On Tuesday February 11, Greens NSW MPs John Kaye and Jan Barham will be joining union activists, TAFE teachers, students and local community members to launch the Greens’ bill to save TAFE from ‘the disastrous competitive agenda of the O’Farrell government’.
There will be rallies held at a number of TAFE colleges across the north coast to draw attention to the new bill and to call on the O’Farrell government to listen to the community concerns about what the destruction of TAFE will mean to the entire region.
Dr Kaye, education spokesperson for the Greens NSW, said: ‘Students and teachers won’t be the only ones to suffer under the O’Farrell government’s cuts to TAFE. The economic future of the north coast is now at risk.
‘The far north coast relies on health care, agriculture, construction and tourism to generate jobs. These are sectors that require a skilled workforce or they will disappear.

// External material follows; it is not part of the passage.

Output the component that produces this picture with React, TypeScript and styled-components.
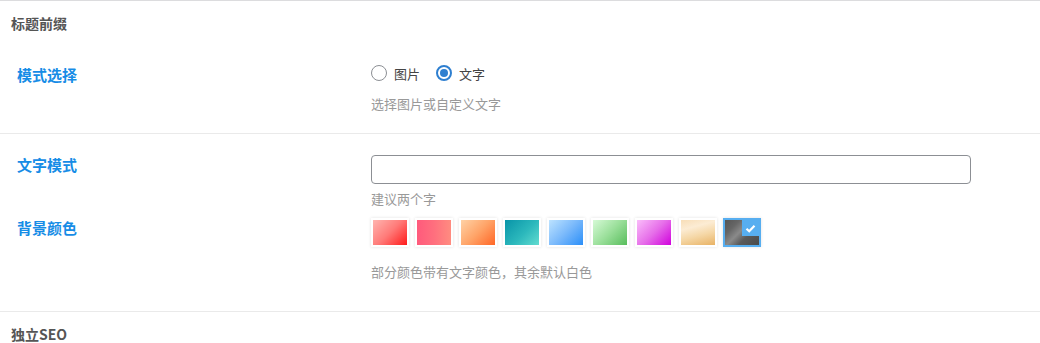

‘The O’Farrell government’s so-called reforms have already cut 800 jobs, increased fees by 9.5 per cent and will force TAFE into a competitive model it was not designed for. TAFE students are being asked to pay more in order to receive less. Class sizes will rise, the ranges of courses will be reduced and time to help individual students will all but disappear.
‘O’Farrell’s cuts to fine arts courses will devastate the creative and culturally vibrant art scene on the far north coast.
‘The Greens’ bill is designed to put a hold on TAFE budget cuts, job losses, fee rises and the Smart and Skilled agenda. We want to give the O’Farrell government time to think again.
‘Without a strong public provider of vocational education and training, the north coast will face rising youth unemployment, increasing levels of inequality and disadvantage and an economy that is unable to grow.’
Jan Barham, Greens spokesperson for the arts, said: ‘To ensure the ongoing vibrancy and success of the region, training is essential, it provides the skills to assist in meeting the demands of a growing creative and economic sector’.
‘As a TAFE double-diploma fashion student, my training made the difference when it came to employment in my chosen field. Having completed my training I was able to confidently apply for employment where my skills set and experience were recognised and highly regarded.
‘As the creative success in the northern rivers demonstrates, there is a trend for creative people to move to rural and regional areas. This can revitalise regional areas and provide new opportunities for tourism growth through public art, vibrant music and handcrafted items such as fashion and jewellery.
‘The O’Farrell government’s treatment of TAFE represents a lost opportunity. Investing in TAFE would provide crucial support for regional communities, where economic and employment opportunities are desperately needed and where a lot of creative people are relocating.’
A Save TAFE Public Forum will be held at Ballina RSL in River Street on February 11 at 6pm.